Solution Structure of Kurtoxin: A Gating Modifier Selective for Cav3 Voltage-Gated Ca2+ Channels

Abstract

Kurtoxin is a 63-amino acid polypeptide isolated from the venom of the South African scorpion Parabuthus transvaalicus. It is the first and only peptide ligand known to interact with Cav3 (T-type) voltage-gated Ca2+ channels with high affinity and to modify the voltage-dependent gating of these channels. Here we describe the nuclear magnetic resonance (NMR) solution structure of kurtoxin determined using two- and three-dimensional NMR spectroscopy with dynamical simulated annealing calculations.
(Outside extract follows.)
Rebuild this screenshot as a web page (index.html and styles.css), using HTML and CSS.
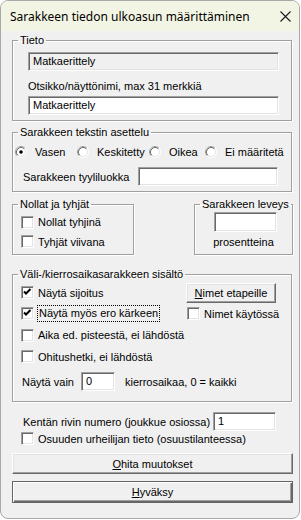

The molecular structure of the toxin was highly similar to those of scorpion alpha-toxins and contained an alpha-helix, three beta-strands, and several turns stabilized by four disulfide bonds. This so-called "cysteine-stabilized alpha-helix and beta-sheet (CS alpha beta)" motif is found in a number of functionally varied small proteins. A detailed comparison of the backbone structure of kurtoxin with those of the scorpion a-toxins revealed that three regions [first long loop (Asp(8)-Ile(15)), beta-hairpin loop (Gly(39)-Leu(42)), and C-terminal segment (Arg(57)-Ala(63))] in kurtoxin significantly differ from the corresponding regions in scorpion alpha-toxins, suggesting that these regions may be important for interacting with Cav3 (T-type) Ca2+ channels. In addition, the surface profile of kurtoxin shows a larger and more focused electropositive patch along with a larger hydrophobic surface compared to those seen on scorpion alpha-toxins. These distinct surface properties of kurtoxin could explain its binding to Cav3 (T-type) voltage-gated Ca2+ channels.